» WORK REQUIRED
Lines containing the word "with" are the ones to copy from the records below.

» EXERCISE MATERIAL
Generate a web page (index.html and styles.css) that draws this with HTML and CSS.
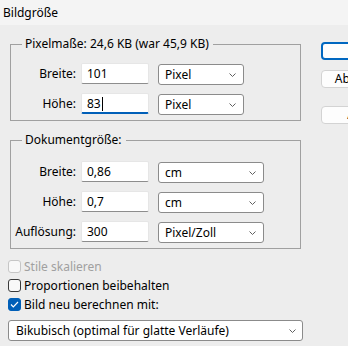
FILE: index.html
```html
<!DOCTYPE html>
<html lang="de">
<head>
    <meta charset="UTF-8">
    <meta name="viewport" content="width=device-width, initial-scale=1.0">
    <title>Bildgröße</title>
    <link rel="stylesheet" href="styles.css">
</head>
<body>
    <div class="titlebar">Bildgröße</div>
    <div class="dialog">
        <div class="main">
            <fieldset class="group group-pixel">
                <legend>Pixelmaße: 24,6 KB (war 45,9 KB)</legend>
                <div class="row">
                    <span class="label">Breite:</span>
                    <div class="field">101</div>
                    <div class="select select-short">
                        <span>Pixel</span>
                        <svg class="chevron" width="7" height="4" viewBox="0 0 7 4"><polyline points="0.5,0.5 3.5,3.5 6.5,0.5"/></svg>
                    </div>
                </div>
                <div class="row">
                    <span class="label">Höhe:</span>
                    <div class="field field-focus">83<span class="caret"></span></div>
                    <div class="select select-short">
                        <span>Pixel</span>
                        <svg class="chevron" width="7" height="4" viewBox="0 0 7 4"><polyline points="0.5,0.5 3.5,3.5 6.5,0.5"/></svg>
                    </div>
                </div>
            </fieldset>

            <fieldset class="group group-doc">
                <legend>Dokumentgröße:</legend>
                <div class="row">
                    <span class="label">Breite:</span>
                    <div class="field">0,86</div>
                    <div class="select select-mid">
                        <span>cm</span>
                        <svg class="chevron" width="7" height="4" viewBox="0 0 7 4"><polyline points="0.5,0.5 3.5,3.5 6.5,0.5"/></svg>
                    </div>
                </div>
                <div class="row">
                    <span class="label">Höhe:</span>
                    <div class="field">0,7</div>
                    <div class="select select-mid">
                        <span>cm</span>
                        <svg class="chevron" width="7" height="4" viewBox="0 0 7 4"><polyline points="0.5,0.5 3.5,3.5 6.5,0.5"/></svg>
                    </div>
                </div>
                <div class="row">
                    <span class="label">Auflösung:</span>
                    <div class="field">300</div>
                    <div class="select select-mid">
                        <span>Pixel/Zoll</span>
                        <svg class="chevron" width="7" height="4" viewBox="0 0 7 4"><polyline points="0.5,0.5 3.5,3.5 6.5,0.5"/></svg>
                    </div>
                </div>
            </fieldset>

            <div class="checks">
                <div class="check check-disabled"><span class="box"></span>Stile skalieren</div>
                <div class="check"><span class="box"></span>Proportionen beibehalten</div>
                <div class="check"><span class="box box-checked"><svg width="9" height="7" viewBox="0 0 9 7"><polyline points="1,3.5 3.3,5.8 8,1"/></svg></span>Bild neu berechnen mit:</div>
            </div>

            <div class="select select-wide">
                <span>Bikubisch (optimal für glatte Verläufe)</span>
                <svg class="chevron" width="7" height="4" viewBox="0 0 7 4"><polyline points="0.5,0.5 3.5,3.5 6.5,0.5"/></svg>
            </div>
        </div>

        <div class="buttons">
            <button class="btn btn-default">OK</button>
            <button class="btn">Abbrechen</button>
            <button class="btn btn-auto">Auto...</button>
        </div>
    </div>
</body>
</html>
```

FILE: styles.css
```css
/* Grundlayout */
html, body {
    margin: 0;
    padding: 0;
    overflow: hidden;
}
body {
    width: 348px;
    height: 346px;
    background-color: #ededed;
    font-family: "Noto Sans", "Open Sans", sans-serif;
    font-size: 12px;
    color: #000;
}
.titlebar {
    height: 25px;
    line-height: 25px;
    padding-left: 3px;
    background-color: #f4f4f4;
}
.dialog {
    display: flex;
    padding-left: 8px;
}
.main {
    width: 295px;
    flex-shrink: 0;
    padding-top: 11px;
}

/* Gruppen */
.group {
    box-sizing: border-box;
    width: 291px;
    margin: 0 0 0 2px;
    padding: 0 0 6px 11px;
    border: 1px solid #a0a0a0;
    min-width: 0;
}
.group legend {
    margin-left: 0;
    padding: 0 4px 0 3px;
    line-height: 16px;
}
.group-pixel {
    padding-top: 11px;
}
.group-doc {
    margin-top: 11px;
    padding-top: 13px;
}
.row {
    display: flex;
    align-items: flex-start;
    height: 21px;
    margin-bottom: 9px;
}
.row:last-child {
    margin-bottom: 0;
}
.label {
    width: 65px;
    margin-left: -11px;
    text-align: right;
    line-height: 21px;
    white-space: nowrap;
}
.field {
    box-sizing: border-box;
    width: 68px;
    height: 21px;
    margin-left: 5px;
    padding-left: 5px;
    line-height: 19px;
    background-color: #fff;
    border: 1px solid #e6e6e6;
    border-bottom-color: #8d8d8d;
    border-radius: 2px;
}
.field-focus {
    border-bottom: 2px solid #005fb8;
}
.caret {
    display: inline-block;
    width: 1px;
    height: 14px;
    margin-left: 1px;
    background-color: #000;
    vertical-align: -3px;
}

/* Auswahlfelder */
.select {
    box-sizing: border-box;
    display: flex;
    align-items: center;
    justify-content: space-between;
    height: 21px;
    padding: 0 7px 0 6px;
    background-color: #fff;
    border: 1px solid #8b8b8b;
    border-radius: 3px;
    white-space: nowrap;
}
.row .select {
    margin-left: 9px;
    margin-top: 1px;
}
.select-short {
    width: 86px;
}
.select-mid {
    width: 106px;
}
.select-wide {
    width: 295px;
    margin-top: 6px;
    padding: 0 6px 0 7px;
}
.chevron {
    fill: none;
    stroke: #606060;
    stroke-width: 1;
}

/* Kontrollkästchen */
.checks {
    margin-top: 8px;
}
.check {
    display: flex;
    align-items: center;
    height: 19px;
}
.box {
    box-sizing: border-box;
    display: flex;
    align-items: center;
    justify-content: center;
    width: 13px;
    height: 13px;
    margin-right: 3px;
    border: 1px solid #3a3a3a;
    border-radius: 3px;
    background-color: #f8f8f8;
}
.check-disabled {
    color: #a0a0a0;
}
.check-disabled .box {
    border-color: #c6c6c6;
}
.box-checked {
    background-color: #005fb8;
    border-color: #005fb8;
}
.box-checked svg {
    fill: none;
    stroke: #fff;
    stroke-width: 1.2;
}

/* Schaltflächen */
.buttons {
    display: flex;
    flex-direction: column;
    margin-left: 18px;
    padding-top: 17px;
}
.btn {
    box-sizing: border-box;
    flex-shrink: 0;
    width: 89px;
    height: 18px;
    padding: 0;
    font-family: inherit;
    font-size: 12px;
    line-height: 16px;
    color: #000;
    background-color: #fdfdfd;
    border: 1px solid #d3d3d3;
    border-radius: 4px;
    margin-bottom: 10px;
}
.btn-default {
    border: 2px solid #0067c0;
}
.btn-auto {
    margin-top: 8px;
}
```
--
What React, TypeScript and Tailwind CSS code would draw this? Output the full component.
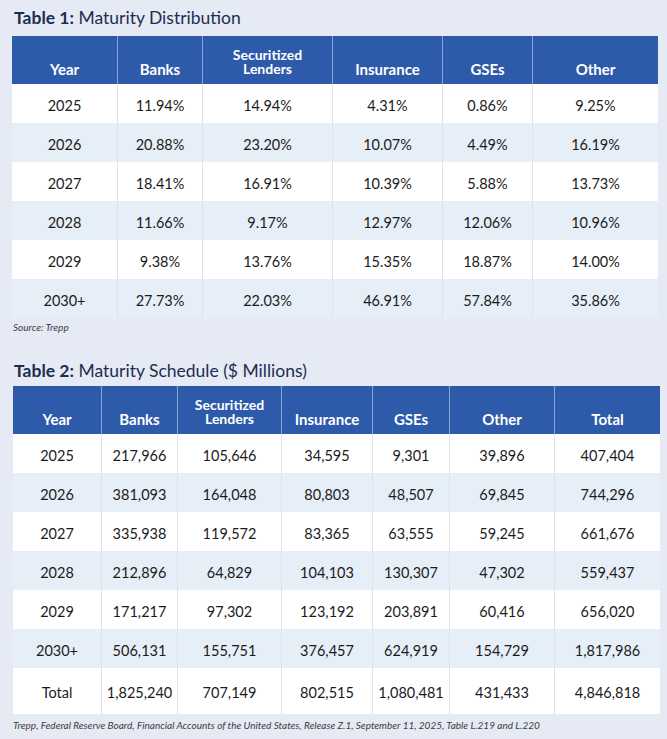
==
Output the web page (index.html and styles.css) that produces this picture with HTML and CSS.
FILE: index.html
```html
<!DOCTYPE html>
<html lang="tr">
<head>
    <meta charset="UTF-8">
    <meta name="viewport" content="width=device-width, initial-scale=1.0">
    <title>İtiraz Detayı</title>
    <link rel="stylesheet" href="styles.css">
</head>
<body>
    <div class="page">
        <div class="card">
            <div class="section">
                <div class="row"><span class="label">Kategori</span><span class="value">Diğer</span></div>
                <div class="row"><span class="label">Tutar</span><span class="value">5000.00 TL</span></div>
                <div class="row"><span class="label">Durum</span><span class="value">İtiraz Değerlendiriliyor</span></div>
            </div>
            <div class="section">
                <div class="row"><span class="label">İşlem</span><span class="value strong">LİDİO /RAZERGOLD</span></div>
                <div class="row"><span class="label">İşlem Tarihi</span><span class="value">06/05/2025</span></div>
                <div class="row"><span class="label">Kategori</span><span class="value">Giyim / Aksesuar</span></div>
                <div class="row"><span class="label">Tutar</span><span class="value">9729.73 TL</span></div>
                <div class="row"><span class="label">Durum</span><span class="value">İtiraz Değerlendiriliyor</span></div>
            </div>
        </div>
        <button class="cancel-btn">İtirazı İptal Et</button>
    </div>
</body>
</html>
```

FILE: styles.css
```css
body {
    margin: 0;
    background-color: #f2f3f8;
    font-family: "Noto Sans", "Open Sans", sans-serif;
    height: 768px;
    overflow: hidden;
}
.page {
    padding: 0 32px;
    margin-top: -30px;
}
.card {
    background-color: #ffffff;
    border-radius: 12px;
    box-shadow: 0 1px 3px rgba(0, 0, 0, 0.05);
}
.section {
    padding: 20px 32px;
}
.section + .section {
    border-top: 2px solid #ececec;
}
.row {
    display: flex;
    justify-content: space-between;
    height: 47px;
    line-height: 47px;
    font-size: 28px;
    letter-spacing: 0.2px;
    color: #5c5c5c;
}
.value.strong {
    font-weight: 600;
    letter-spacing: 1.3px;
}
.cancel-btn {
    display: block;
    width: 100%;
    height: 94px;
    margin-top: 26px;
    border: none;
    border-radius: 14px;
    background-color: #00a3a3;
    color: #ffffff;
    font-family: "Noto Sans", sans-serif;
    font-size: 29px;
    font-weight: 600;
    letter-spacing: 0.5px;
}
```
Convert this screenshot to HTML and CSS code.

» EXERCISE RESULT
Generate a web page (index.html and styles.css) that draws this with HTML and CSS.
Output the web page (index.html and styles.css) that produces this picture with HTML and CSS.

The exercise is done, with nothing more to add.